Not every site represents a business. Niche publishers, topic-focused content sites, and reference resources are organised around subjects, concepts, and topics rather than a single commercial entity — and entity engineering for these sites involves a slightly different set of considerations.

Multiple entities, not just one

A business site usually has one primary entity to align with: the business itself. A topic-focused site might reasonably touch on dozens or hundreds of distinct entities — places, concepts, historical figures, related topics — each of which may have its own knowledge base presence (or lack thereof).
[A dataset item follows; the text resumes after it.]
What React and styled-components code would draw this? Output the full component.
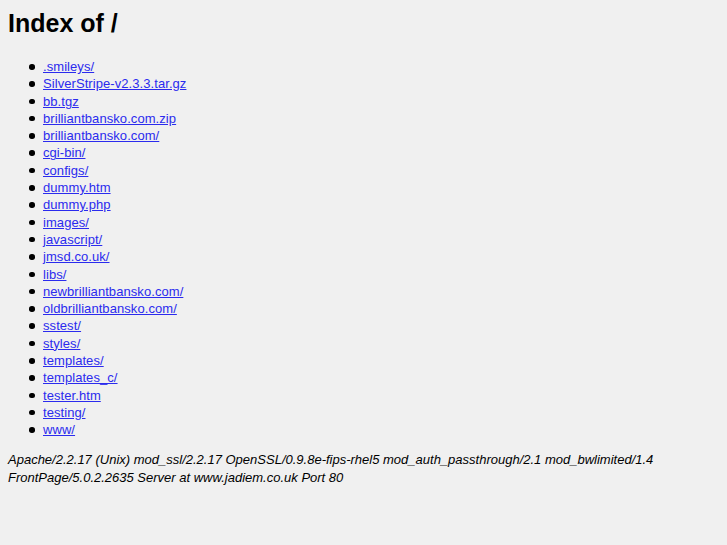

This means the alignment question becomes: for any given piece of content, what is its actual primary subject — and does that subject correspond to an existing entity? A page might mention many things, but typically has one true "main entity," and identifying that correctly is the first step.

The publisher as its own entity

Alongside the topics it covers, a publisher or content site is itself a potential entity — an organisation with its own identity, distinct from any individual article. Establishing the publisher's own entity record and consistent representation can support every piece of content it produces, by giving AI systems a stable, recognisable source to attribute content to.
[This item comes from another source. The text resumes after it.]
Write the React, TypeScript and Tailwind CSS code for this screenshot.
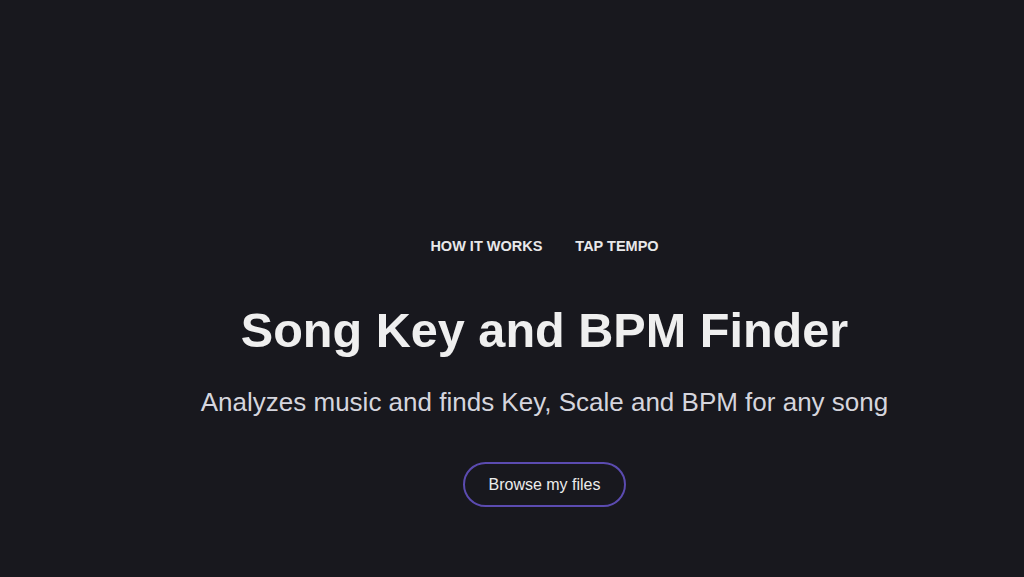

Depth over breadth in evidence

For niche topics specifically, the evidence layer often benefits more from depth on fewer, well-chosen entities than from broad, shallow coverage of many. A small number of topics covered with genuine depth, consistency, and proper alignment can function as stronger evidence than a larger volume of surface-level coverage spread across many loosely related entities.

A practical starting point: identify the handful of entities most central to your site's focus — the core topics, places, or concepts that define what the site is "about" — and prioritise getting those right (knowledge base presence, evidence, alignment) before trying to extend the same treatment across everything the site touches.

The compounding effect

For content sites, properly aligned entity infrastructure can compound in a way that's less true for purely commercial sites: each well-aligned piece of content reinforces the publisher's own entity, while the publisher's growing recognisability as a source can, in turn, make each new piece of content slightly easier for AI systems to place and trust.